En ce jour de leur fête, soyons leurs reconnaissant de tout ce qu’ils ont fait et rejetons loin de nous l’idée de renier ce bagage chrétien qui est le nôtre. Notre passé est franchement « glorieux » et nous devons en tirer une fierté très justement méritée. Nos terres étaient des terres saintes sur lesquelles l’on s’efforçait de créer un paradis sur terre pour le prochain.

Qui n’éprouve de l’admiration pour une Sainte Godeleine, qui, en dépit des difficultés qu’elle vécut, est demeurée fidèle à la fois à sa foi et à son mari ?

Qui n’éprouve de l’admiration pour ces reines et rois qui plièrent et la tête et les genoux pour se faire les serviteurs des lépreux au lieu de jeter un regard condescendant sur ce bas peuple ?

Qui, aujourd’hui, membre des sphères politiques, sociales ou financières élevées, aurait le courage d’inscrire pareille action dans son agenda ? Personne, vraiment personne.
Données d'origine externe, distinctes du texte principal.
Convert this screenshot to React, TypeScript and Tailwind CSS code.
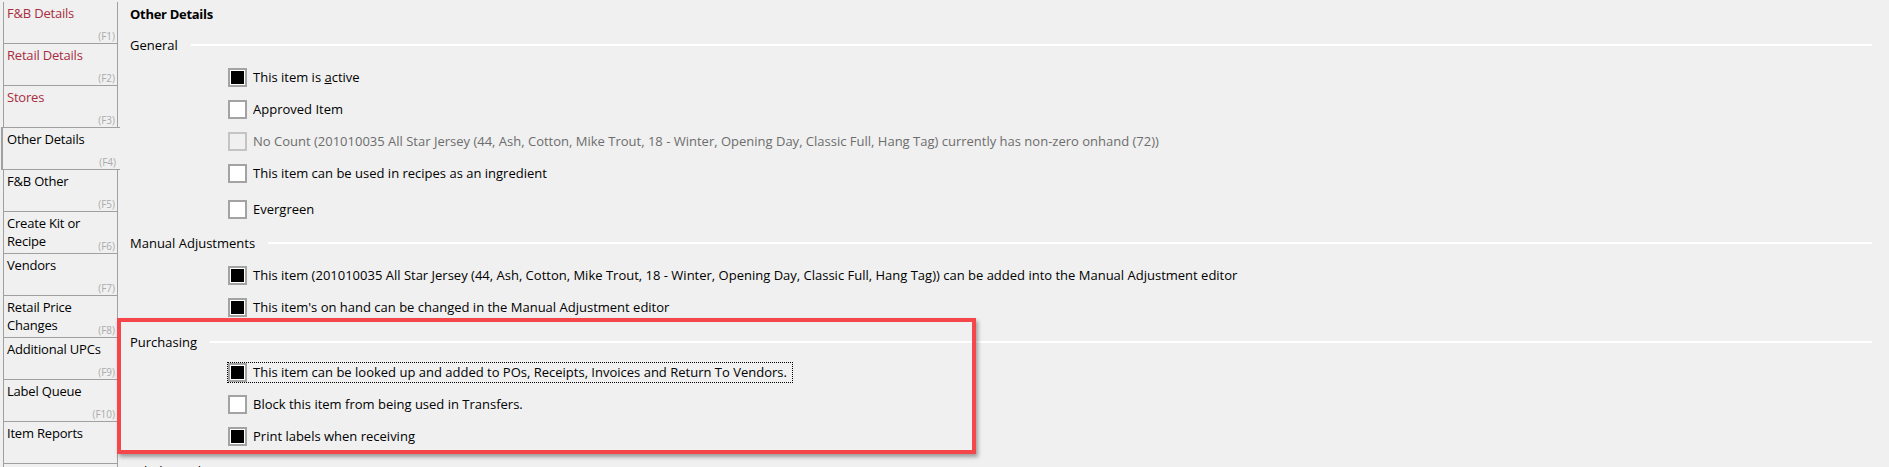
import React from "react";

type Tab = { label: string; key: string; visited?: boolean; selected?: boolean };

const tabs: Tab[] = [
  { label: "F&B Details", key: "(F1)", visited: true },
  { label: "Retail Details", key: "(F2)", visited: true },
  { label: "Stores", key: "(F3)", visited: true },
  { label: "Other Details", key: "(F4)", selected: true },
  { label: "F&B Other", key: "(F5)" },
  { label: "Create Kit or Recipe", key: "(F6)" },
  { label: "Vendors", key: "(F7)" },
  { label: "Retail Price Changes", key: "(F8)" },
  { label: "Additional UPCs", key: "(F9)" },
  { label: "Label Queue", key: "(F10)" },
  { label: "Item Reports", key: "" },
  { label: "", key: "" },
];

function SideTab({ t }: { t: Tab }) {
  if (t.selected) {
    return (
      <div className="relative z-10 -mt-[1px] ml-[1px] h-[43px] w-[119px] shrink-0 border-l-2 border-t border-b border-[#a0a0a0] bg-[#f0f0f0] pl-[4px] pt-[2px]">
        <div className="text-[13px] leading-[18px] tracking-[-0.2px] text-black">{t.label}</div>
        <span className="absolute right-[4px] bottom-[1px] text-[10px] leading-[12px] text-[#ababab]">{t.key}</span>
      </div>
    );
  }
  return (
    <div className="relative ml-[3px] h-[42px] w-[115px] shrink-0 border-l border-r border-b border-[#a0a0a0] pl-[3px] pt-[2px]">
      <div className={`text-[13px] leading-[18px] tracking-[-0.2px] ${t.visited ? "text-[#a82d3f]" : "text-black"}`}>{t.label}</div>
      {t.key && (
        <span className="absolute right-[2px] bottom-[1px] text-[10px] leading-[12px] text-[#ababab]">{t.key}</span>
      )}
    </div>
  );
}

function Header({ text, pt, h }: { text: string; pt: string; h: string }) {
  return (
    <div className={`flex shrink-0 items-start ${h} ${pt}`}>
      <div className="flex h-[14px] w-full items-center">
        <span className="whitespace-nowrap text-[13px] leading-[14px] text-black">{text}</span>
        <div className="ml-[13px] h-[2px] flex-1 bg-white" />
      </div>
    </div>
  );
}

function Box({ checked, disabled }: { checked?: boolean; disabled?: boolean }) {
  if (disabled) {
    return <div className="h-[19px] w-[19px] shrink-0 border-2 border-[#c4c4c4] bg-[#f0f0f0]" />;
  }
  return (
    <div className="flex h-[19px] w-[19px] shrink-0 items-center justify-center border-2 border-[#a3a3a3] bg-white">
      {checked && <div className="h-[13px] w-[13px] bg-black" />}
    </div>
  );
}

function Row({
  children,
  checked,
  disabled,
  focused,
  extra = "",
}: {
  children: React.ReactNode;
  checked?: boolean;
  disabled?: boolean;
  focused?: boolean;
  extra?: string;
}) {
  return (
    <div className={`flex h-[32px] shrink-0 items-center pl-[98px] ${extra}`}>
      <div className={`flex items-center ${focused ? "outline outline-1 outline-dotted outline-black pr-[5px]" : ""}`}>
        <Box checked={checked} disabled={disabled} />
        <span
          className={`ml-[6px] whitespace-nowrap text-[13px] leading-[18px] ${disabled ? "text-[#6d6d6d]" : "text-black"}`}
        >
          {children}
        </span>
      </div>
    </div>
  );
}

export default function App() {
  return (
    <div className="relative flex h-[467px] w-[1889px] overflow-hidden bg-[#f0f0f0] font-['Open_Sans','Noto_Sans',sans-serif]">
      <div className="flex w-[120px] shrink-0 flex-col pt-[2px]">
        {tabs.map((t, i) => (
          <SideTab key={i} t={t} />
        ))}
      </div>

      <div className="flex flex-1 flex-col pl-[10px] pr-[17px]">
        <div className="flex h-[30px] shrink-0 items-center">
          <span className="text-[13px] font-bold tracking-[-0.3px] text-black">Other Details</span>
        </div>
        <Header text="General" h="h-[31px]" pt="pt-[8px]" />
        <Row checked>
          This item is <u>a</u>ctive
        </Row>
        <Row>Approved Item</Row>
        <Row disabled>
          No Count (201010035 All Star Jersey (44, Ash, Cotton, Mike Trout, 18 - Winter, Opening Day, Classic Full, Hang Tag) currently has non-zero onhand (72))
        </Row>
        <Row>This item can be used in recipes as an ingredient</Row>
        <Row extra="mt-[4px]">Evergreen</Row>

        <Header text="Manual Adjustments" h="h-[34px]" pt="pt-[11px]" />
        <Row checked>
          This item (201010035 All Star Jersey (44, Ash, Cotton, Mike Trout, 18 - Winter, Opening Day, Classic Full, Hang Tag)) can be added into the Manual Adjustment editor
        </Row>
        <Row checked>This item's on hand can be changed in the Manual Adjustment editor</Row>

        <Header text="Purchasing" h="h-[33px]" pt="pt-[12px]" />
        <Row checked focused>
          This item can be looked up and added to POs, Receipts, Invoices and Return To Vendors.
        </Row>
        <Row>Block this item from being used in Transfers.</Row>
        <Row checked>Print labels when receiving</Row>

        <Header text="Label Details" h="h-[33px]" pt="pt-[12px]" />
      </div>

      <div className="pointer-events-none absolute left-[117px] top-[318px] h-[136px] w-[859px] border-[4px] border-[#f54749] shadow-[2px_3px_4px_rgba(0,0,0,0.35)]" />
    </div>
  );
}
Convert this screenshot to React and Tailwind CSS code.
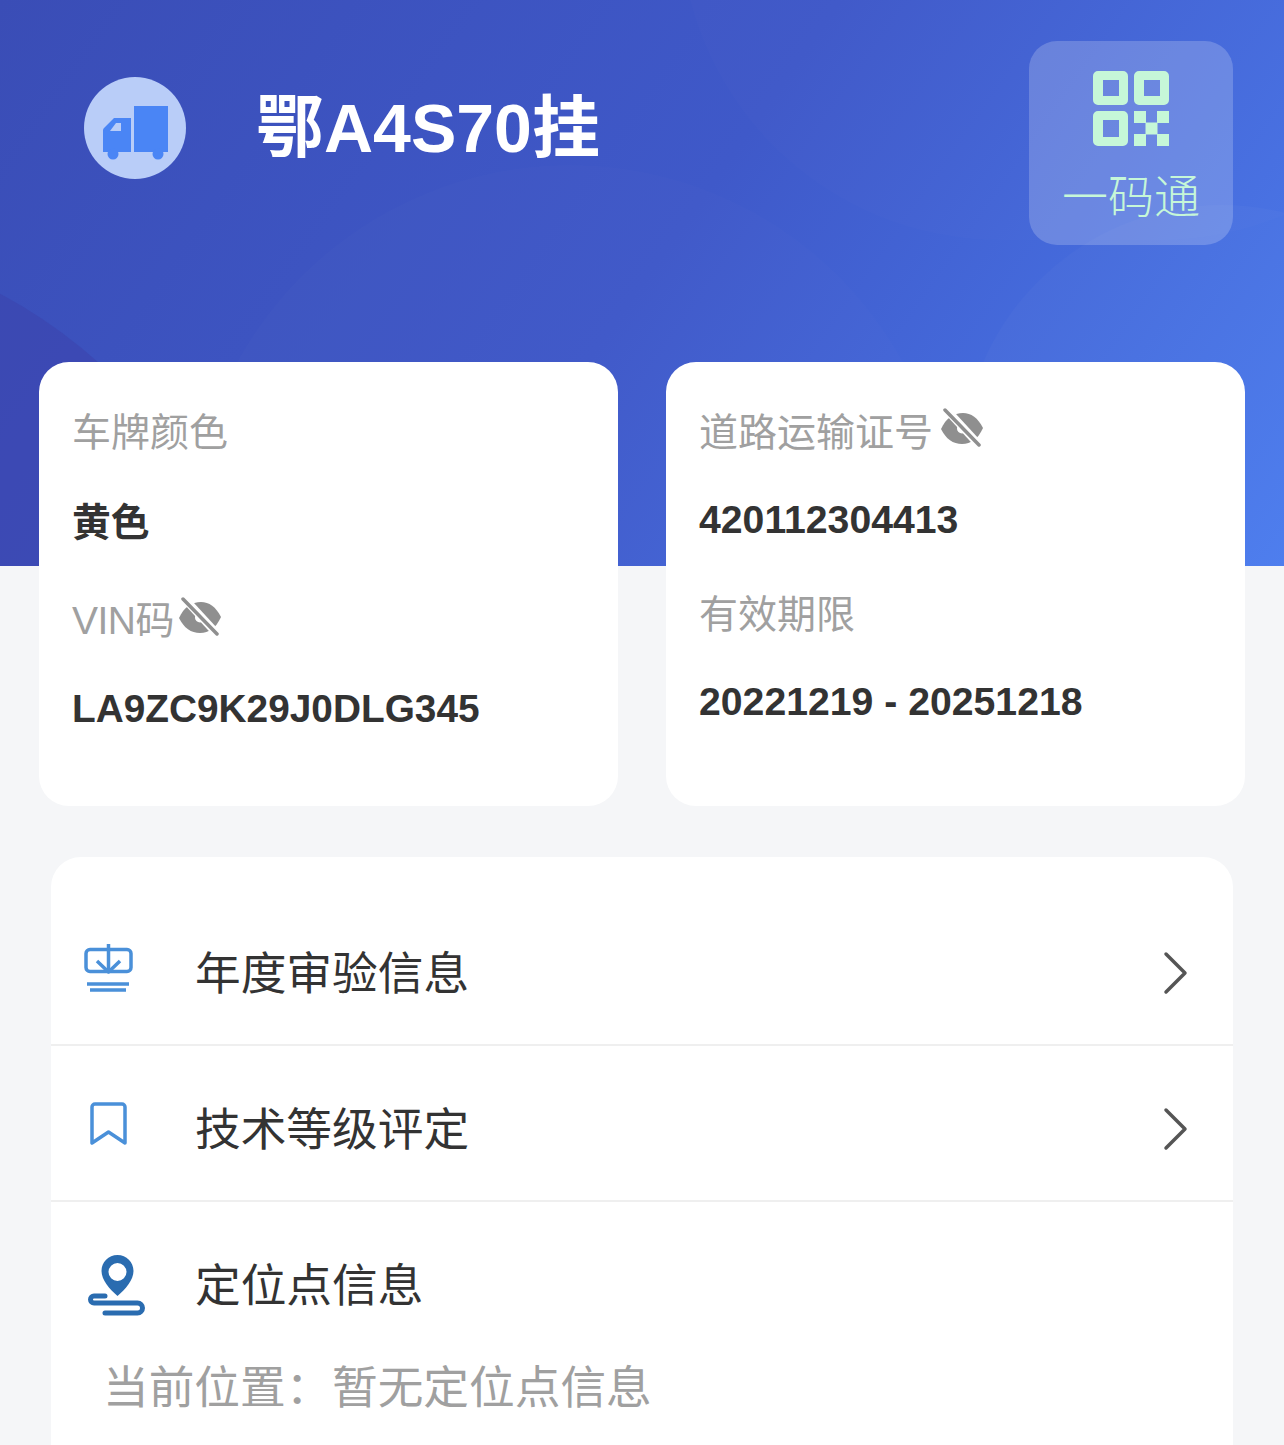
const EyeOff = ({ className }) => (
  <svg className={className} viewBox="0 0 42 40" fill="none">
    <path d="M0 21C5 10 13 5 22 5c8 0 15 5 20 15C37 31 30 36 21 36 12 36 5 31 0 21Z" fill="#8f8f8f" />
    <circle cx="21" cy="20.500" r="5" fill="#fff" />
    <path d="M4 0l35 38" stroke="#fff" strokeWidth="8" />
    <path d="M4 2l34 35" stroke="#8f8f8f" strokeWidth="3.500" strokeLinecap="round" />
  </svg>
);

const Chevron = () => (
  <svg className="h-[44px] w-[26px] shrink-0" viewBox="0 0 26 44" fill="none">
    <path d="M4 3l19 19L4 41" stroke="#555" strokeWidth="3.500" strokeLinecap="round" strokeLinejoin="round" />
  </svg>
);

const InfoItem = ({ label, value, icon, labelClass, valueClass }) => (
  <>
    <div className={`flex h-[48px] items-center whitespace-nowrap text-[39px] leading-[48px] text-[#a0a0a0] ${labelClass}`}>
      {label}
      {icon}
    </div>
    <div className={`h-[48px] font-bold leading-[48px] text-[#333] ${valueClass}`}>{value}</div>
  </>
);

const MenuRow = ({ icon, title, arrow = true, className }) => (
  <div className={`flex h-[142px] items-center pl-[144px] pr-[45px] ${className}`}>
    <div className="absolute left-[84px] flex w-[64px] justify-start">{icon}</div>
    <span className="flex-1 pt-[4px] text-[45.700px] leading-[60px] text-[#333]">{title}</span>
    {arrow && <Chevron />}
  </div>
);

export default function App() {
  return (
    <div
      className="relative h-[1445px] overflow-hidden bg-[#f5f6f8]"
      style={{ fontFamily: '"Liberation Sans", "Noto Sans CJK SC", sans-serif' }}
    >
      {/* header */}
      <div className="relative h-[566px] overflow-hidden bg-[linear-gradient(125deg,#3a4db6_0%,#3f59c9_50%,#4a7bee_100%)]">
        <div className="absolute left-[-735px] top-[235px] h-[1000px] w-[1000px] rounded-full bg-[#3c44ad]/60" />
        <div className="absolute left-[190px] top-[165px] h-[760px] w-[760px] rounded-full bg-white/[0.012]" />
        <div className="absolute left-[680px] top-[-400px] h-[640px] w-[800px] rounded-full bg-white/[0.01]" />
        <div className="absolute left-[962px] top-[205px] h-[520px] w-[520px] rounded-full bg-white/[0.025]" />

        <div className="relative flex pl-[84px] pr-[51px] pt-[41px]">
          <div className="mt-[36px] flex h-[102px] w-[102px] shrink-0 items-center justify-center rounded-full bg-[#b9cdf8]">
            <svg className="ml-[1px] mt-[6px] h-[60px] w-[66px] blur-[0.7px]" viewBox="0 0 66 60" fill="#4a85f5">
              <path d="M31 5h34v46H31z" />
              <path fillRule="evenodd" d="M11 17h17v34H0V30a4 4 0 0 1 1-3Zm2 5-6 8h11v-8Z" />
              <circle cx="10" cy="53" r="5.500" />
              <circle cx="55" cy="53" r="5.500" />
            </svg>
          </div>
          <h1 className="ml-[70px] mt-[43px] flex-1 text-[68px] font-bold leading-[88px] text-white">鄂A4S70挂</h1>
          <div className="flex h-[204px] w-[204px] shrink-0 flex-col items-center rounded-[28px] bg-white/20 pt-[29px] text-[#c6f7d8]">
            <svg className="h-[76px] w-[76px]" viewBox="0 0 76 76" fill="currentColor">
              <path fillRule="evenodd" d="M5 1h25a5 5 0 0 1 5 5v24a5 5 0 0 1-5 5H5a5 5 0 0 1-5-5V6a5 5 0 0 1 5-5Zm5 9v16h16V10Z" />
              <path fillRule="evenodd" d="M46 1h25a5 5 0 0 1 5 5v24a5 5 0 0 1-5 5H46a5 5 0 0 1-5-5V6a5 5 0 0 1 5-5Zm5 9v16h16V10Z" />
              <path fillRule="evenodd" d="M5 41h25a5 5 0 0 1 5 5v25a5 5 0 0 1-5 5H5a5 5 0 0 1-5-5V46a5 5 0 0 1 5-5Zm5 9v17h16V50Z" />
              <path d="M41 41h12v12H41zM64 41h12v12H64zM52.500 52.500h12v12h-12zM41 64h12v12H41zM64 64h12v12H64z" />
            </svg>
            <span className="mt-[21px] text-[46px] font-light leading-[60px]">一码通</span>
          </div>
        </div>
      </div>

      {/* info cards */}
      <div className="relative mt-[-204px] flex gap-[48px] px-[39px]">
        <div className="h-[444px] flex-1 rounded-[30px] bg-white pl-[33px] pt-[47px]">
          <InfoItem label="车牌颜色" value="黄色" valueClass="mt-[42px] text-[38.800px]" />
          <InfoItem
            label="VIN码"
            value="LA9ZC9K29J0DLG345"
            labelClass="mt-[50px] tracking-[-0.5px]"
            valueClass="mt-[40px] text-[38.800px]"
            icon={<EyeOff className="ml-[5px] mt-[-8px] h-[40px] w-[42px]" />}
          />
        </div>
        <div className="h-[444px] flex-1 rounded-[30px] bg-white pl-[33px] pt-[47px]">
          <InfoItem
            label="道路运输证号"
            value="420112304413"
            valueClass="mt-[39px] text-[39.200px]"
            icon={<EyeOff className="ml-[8px] mt-[-10px] h-[40px] w-[42px]" />}
          />
          <InfoItem label="有效期限" value="20221219 - 20251218" labelClass="mt-[47px]" valueClass="mt-[39px] text-[39.200px]" />
        </div>
      </div>

      {/* menu */}
      <div className="mx-[51px] mt-[51px] h-[620px] rounded-[30px] bg-white pt-[45px]">
        <MenuRow
          title="年度审验信息"
          icon={
            <svg className="mt-[-10px] h-[48px] w-[50px]" viewBox="0 0 50 48" fill="none" stroke="#4a90d9" strokeWidth="3.500">
              <rect x="2" y="5.500" width="45" height="22" rx="4" />
              <path d="M24.500 0v27" />
              <path d="M13 17l11.500 11L36 17" strokeLinejoin="round" />
              <path d="M3 40h42M6 46h36" />
            </svg>
          }
        />
        <div className="border-t-2 border-[#efefef] pt-[12px]">
          <MenuRow
            title="技术等级评定"
            icon={
              <svg className="ml-[5px] mt-[-10px] h-[44px] w-[39px]" viewBox="0 0 39 44" fill="none" stroke="#4a90d9" strokeWidth="3.500" strokeLinejoin="round" strokeLinecap="round">
                <path d="M6 2h27a3 3 0 0 1 3 3v36L19.500 30 3 41V5a3 3 0 0 1 3-3Z" />
              </svg>
            }
          />
        </div>
        <div className="border-t-2 border-[#efefef] pt-[12px]">
          <MenuRow
            title="定位点信息"
            arrow={false}
            icon={
              <svg className="ml-[4px] mt-[2px] h-[62px] w-[58px]" viewBox="0 0 58 62" fill="none">
                <path fillRule="evenodd" d="M29.500 0c9 0 16 7 16 16 0 9-8 18-16 25-8-7-16-16-16-25 0-9 7-16 16-16Zm0 8a9 9 0 1 0 0 18 9 9 0 0 0 0-18Z" fill="#2a6cb0" />
                <path d="M17 41H6a3.500 3.500 0 0 0 0 7H49.500a5 5 0 0 1 0 10H17" stroke="#2a6cb0" strokeWidth="5" strokeLinecap="round" />
              </svg>
            }
          />
        </div>
        <p className="mt-[10px] flex whitespace-nowrap pl-[52px] text-[45.700px] leading-[46px] text-[#a0a0a0]">
          <span className="w-[229px]">当前位置：</span>
          <span>暂无定位点信息</span>
        </p>
      </div>
    </div>
  );
}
A cause du « qu’en dira-t-on ? »

Ne prêtons plus l’oreille à ces mensonges tordus dont le monde et les médias nous abreuvent. Réapprenons à entendre le frêle battement de cœur que notre histoire a nourri de ces globules rouges riches en oxygène qui permirent à l’amour d’éclore dans la pire des misères et pauvretés… Alors l’homme trouvait encore réconfort et chaleur dans le rayonnement de la sainteté dans laquelle il baignait.

Aujourd’hui nous fêtons les Saints de nos terres, aujourd’hui nous leur rendons grâce d’avoir été des témoins vivants par leurs actes et leurs paroles. Le jour n’est-il pas enfin venu, aussi, de ne plus renier notre passé et de nous mettre sur leurs traces, afin de construire un avenir qui ressemble davantage à la face du Dieu-Homme à l’image duquel nous sommes faits ? Un monde chrétien digne de ce nom.